The MSCI Asia Pacific Index lost 1 percent by 10:10 a.m. in Tokyo, with Japanese and Korean gauges falling more than 1 percent. Standard & Poor’s 500 Index futures slid 1.2 percent. The euro was down 0.6 percent versus the dollar, paring an earlier drop of as much as 1.3 percent as high-yielding currencies declined while the yen advanced. Treasuries and Asian bonds jumped with credit risk. U.S. oil tumbled 3 percent. FTSE China A50 Index futures rallied 6.3 percent.
Greeks defied opinion polls predicting a tight race, with more than 60 percent voting to reject austerity measures required to win another bailout package. The result means Greece’s exit from the currency union is now the base-case scenario, JPMorgan Chase & Co. said, with European leaders calling for a summit. China suspended initial public offerings and brokerages pledged to buy shares in weekend measures aimed at halting the steepest plunge in local stocks since 1992.
“It’s definitely risk off, markets don’t like uncertainty,” Kumar Palghat, managing director of Kapstream Capital Ltd., which oversees the equivalent of about $6.9 billion in Sydney, said in a Bloomberg TV interview. “The question from the market is, is this going to continue or are they going to come up with a solution?

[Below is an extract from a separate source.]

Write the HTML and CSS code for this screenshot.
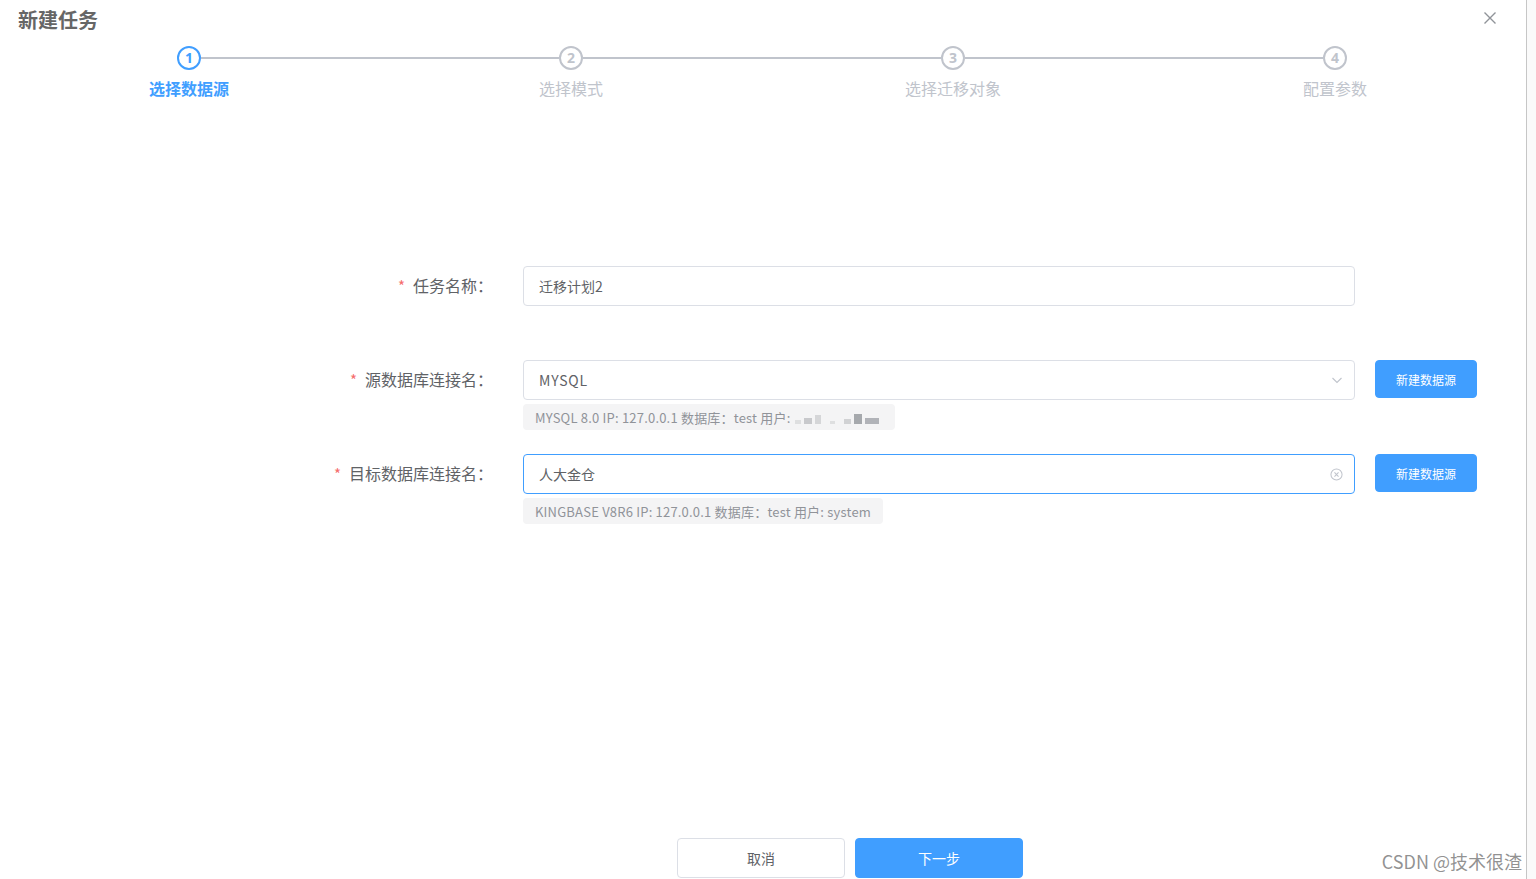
FILE: index.html
```html
<!DOCTYPE html>
<html lang="zh-CN">
<head>
<meta charset="utf-8">
<title>新建任务</title>
<link rel="stylesheet" href="styles.css">
</head>
<body>
<div class="app">
  <div class="dialog">
    <header class="dlg-head">
      <h1 class="dlg-title">新建任务</h1>
      <span class="dlg-close">
        <svg width="12" height="12" viewBox="0 0 12 12"><path d="M0.5 0.5 L11.5 11.5 M11.5 0.5 L0.5 11.5" stroke="#909399" stroke-width="1.4" fill="none"/></svg>
      </span>
    </header>

    <div class="steps">
      <div class="step active first">
        <div class="step-head"><span class="line"></span><span class="circle">1</span><span class="line"></span></div>
        <div class="step-title">选择数据源</div>
      </div>
      <div class="step">
        <div class="step-head"><span class="line"></span><span class="circle">2</span><span class="line"></span></div>
        <div class="step-title">选择模式</div>
      </div>
      <div class="step">
        <div class="step-head"><span class="line"></span><span class="circle">3</span><span class="line"></span></div>
        <div class="step-title">选择迁移对象</div>
      </div>
      <div class="step last">
        <div class="step-head"><span class="line"></span><span class="circle">4</span><span class="line"></span></div>
        <div class="step-title">配置参数</div>
      </div>
    </div>

    <div class="form">
      <div class="form-row row-name">
        <label class="form-label"><span class="req">*</span>任务名称：</label>
        <div class="form-control">
          <div class="input"><span class="input-text">迁移计划2</span></div>
        </div>
      </div>

      <div class="form-row row-src">
        <label class="form-label"><span class="req">*</span>源数据库连接名：</label>
        <div class="form-control">
          <div class="input"><span class="input-text latin">MYSQL</span>
            <svg class="suffix" width="12" height="12" viewBox="0 0 12 12"><path d="M1.5 4 L6 8.5 L10.5 4" stroke="#c0c4cc" stroke-width="1.1" fill="none"/></svg>
          </div>
          <div class="hint">MYSQL 8.0 IP: 127.0.0.1 数据库：test 用户:<span class="mosaic"><i class="m1"></i><i class="m2"></i><i class="m3"></i><i class="m4"></i><i class="m5"></i><i class="m6"></i><i class="m7"></i></span></div>
        </div>
        <button class="btn-primary btn-small">新建数据源</button>
      </div>

      <div class="form-row row-dst">
        <label class="form-label"><span class="req">*</span>目标数据库连接名：</label>
        <div class="form-control">
          <div class="input focused"><span class="input-text">人大金仓</span>
            <svg class="suffix" width="13" height="13" viewBox="0 0 14 14"><circle cx="7" cy="7" r="6" stroke="#c0c4cc" stroke-width="1.1" fill="none"/><path d="M4.8 4.8 L9.2 9.2 M9.2 4.8 L4.8 9.2" stroke="#c0c4cc" stroke-width="1.1"/></svg>
          </div>
          <div class="hint">KINGBASE V8R6 IP: 127.0.0.1 数据库：test 用户: system</div>
        </div>
        <button class="btn-primary btn-small">新建数据源</button>
      </div>
    </div>

    <div class="footer">
      <button class="btn-default">取消</button>
      <button class="btn-primary btn-large">下一步</button>
    </div>

    <div class="watermark">CSDN @技术很渣</div>
  </div>
  <div class="gutter"></div>
</div>
</body>
</html>
```

FILE: styles.css
```css
* { box-sizing: border-box; }
html, body { margin: 0; padding: 0; }
body {
  font-family: "Noto Sans CJK SC", "Noto Sans", sans-serif;
  color: #606266;
  background: #fff;
}
.app {
  display: flex;
  width: 1536px;
  height: 879px;
  overflow: hidden;
}
.dialog {
  position: relative;
  width: 1526px;
  height: 879px;
  display: flex;
  flex-direction: column;
  background: #fff;
}
.gutter {
  width: 10px;
  border-left: 1px solid #c6c6c6;
  background: #fafafa;
}

/* header */
.dlg-head {
  height: 40px;
  display: flex;
  justify-content: space-between;
  align-items: flex-start;
  padding: 0 30px 0 18px;
}
.dlg-title {
  margin: 0;
  font-size: 20px;
  line-height: 40px;
  font-weight: 700;
  color: #666;
}
.dlg-close {
  display: block;
  width: 12px;
  height: 12px;
  margin-top: 12px;
}
.dlg-close svg { display: block; }

/* steps */
.steps {
  display: grid;
  grid-template-columns: repeat(4, 382px);
  margin: 6px 0 0 -2px;
}
.step { display: flex; flex-direction: column; align-items: stretch; }
.step-head {
  display: flex;
  align-items: center;
  height: 24px;
}
.step-head .line {
  flex: 1;
  height: 2px;
  background: #c0c4cc;
}
.step.first .step-head .line:first-child,
.step.last .step-head .line:last-child { background: transparent; }
.circle {
  width: 24px;
  height: 24px;
  border: 2px solid #c0c4cc;
  border-radius: 50%;
  color: #c0c4cc;
  font-size: 14px;
  font-weight: 700;
  line-height: 20px;
  text-align: center;
  font-family: "Noto Sans", "Noto Sans CJK SC", sans-serif;
}
.step-title {
  text-align: center;
  font-size: 16px;
  line-height: 36px;
  color: #c0c4cc;
}
.step.active .circle { border-color: #409eff; color: #409eff; }
.step.active .step-title { color: #409eff; font-weight: 700; }

/* form */
.form {
  margin-top: 160px;
  display: flex;
  flex-direction: column;
}
.form-row {
  display: flex;
  align-items: flex-start;
}
.row-src { margin-top: 54px; }
.row-dst { margin-top: 24px; }
.form-label {
  width: 493px;
  height: 40px;
  text-align: right;
  font-size: 16px;
  line-height: 39px;
  color: #606266;
  white-space: nowrap;
}
.req {
  color: #f56c6c;
  margin-right: 8px;
  font-size: 15px;
}
.form-control {
  width: 832px;
  margin-left: 30px;
}
.input {
  height: 40px;
  border: 1px solid #dcdfe6;
  border-radius: 4px;
  display: flex;
  align-items: center;
  justify-content: space-between;
  padding: 0 11px 0 15px;
  font-size: 14px;
  color: #606266;
}
.input-text.latin { letter-spacing: 0.8px; }
.input.focused { border-color: #409eff; }
.suffix { display: block; }
.hint {
  display: inline-flex;
  align-items: center;
  margin-top: 4px;
  height: 26px;
  padding: 0 12px;
  background: #f4f4f5;
  border-radius: 4px;
  font-size: 13px;
  letter-spacing: 0.2px;
  color: #909399;
  white-space: nowrap;
}
.mosaic {
  display: inline-flex;
  align-items: flex-end;
  gap: 3px;
  width: 88px;
  height: 14px;
  margin-left: 4px;
}
.mosaic i { display: block; background: #c8c9cc; }
.mosaic .m1 { width: 6px; height: 4px; opacity: .5; }
.mosaic .m2 { width: 8px; height: 6px; }
.mosaic .m3 { width: 6px; height: 9px; opacity: .7; }
.mosaic .m4 { width: 5px; height: 3px; opacity: .5; margin-left: 6px; }
.mosaic .m5 { width: 7px; height: 5px; opacity: .8; margin-left: 6px; }
.mosaic .m6 { width: 8px; height: 10px; background: #a6a9ad; }
.mosaic .m7 { width: 14px; height: 6px; background: #b1b3b8; }

.btn-primary {
  background: #409eff;
  color: #fff;
  border: 1px solid #409eff;
  border-radius: 4px;
  font-family: inherit;
  cursor: pointer;
}
.btn-small {
  width: 102px;
  height: 38px;
  margin-left: 20px;
  font-size: 12px;
  padding: 0;
}
.footer {
  margin-top: auto;
  margin-bottom: 1px;
  display: flex;
  gap: 10px;
  padding-left: 677px;
}
.btn-default {
  width: 168px;
  height: 40px;
  background: #fff;
  border: 1px solid #dcdfe6;
  border-radius: 4px;
  color: #606266;
  font-size: 14px;
  font-family: inherit;
}
.btn-large {
  width: 168px;
  height: 40px;
  font-size: 14px;
}
.watermark {
  position: absolute;
  right: 4px;
  bottom: 8px;
  font-size: 18px;
  line-height: 20px;
  color: rgba(110, 110, 110, 0.75);
  font-family: "Noto Sans CJK SC", "Noto Sans", sans-serif;
}
```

China is more important to Asia than Greece is, but remember we live in a globalized world, so what happens in Greece affects other countries and other regions as well” . . .
With all of the vote counted, support for the “no” camp was at 61 percent, while 39 percent voted “yes” to the demands, according results on the Greek Interior Ministry website. A poll commissioned by Bloomberg had 43 percent voting “no” and 42.5 percent intending to accept creditors’ conditions. The survey had a three percentage-point margin of error. (Read more from “Greece ‘No’ Vote Hits Euro to U.S. Futures Amid Flight to Safety” HERE)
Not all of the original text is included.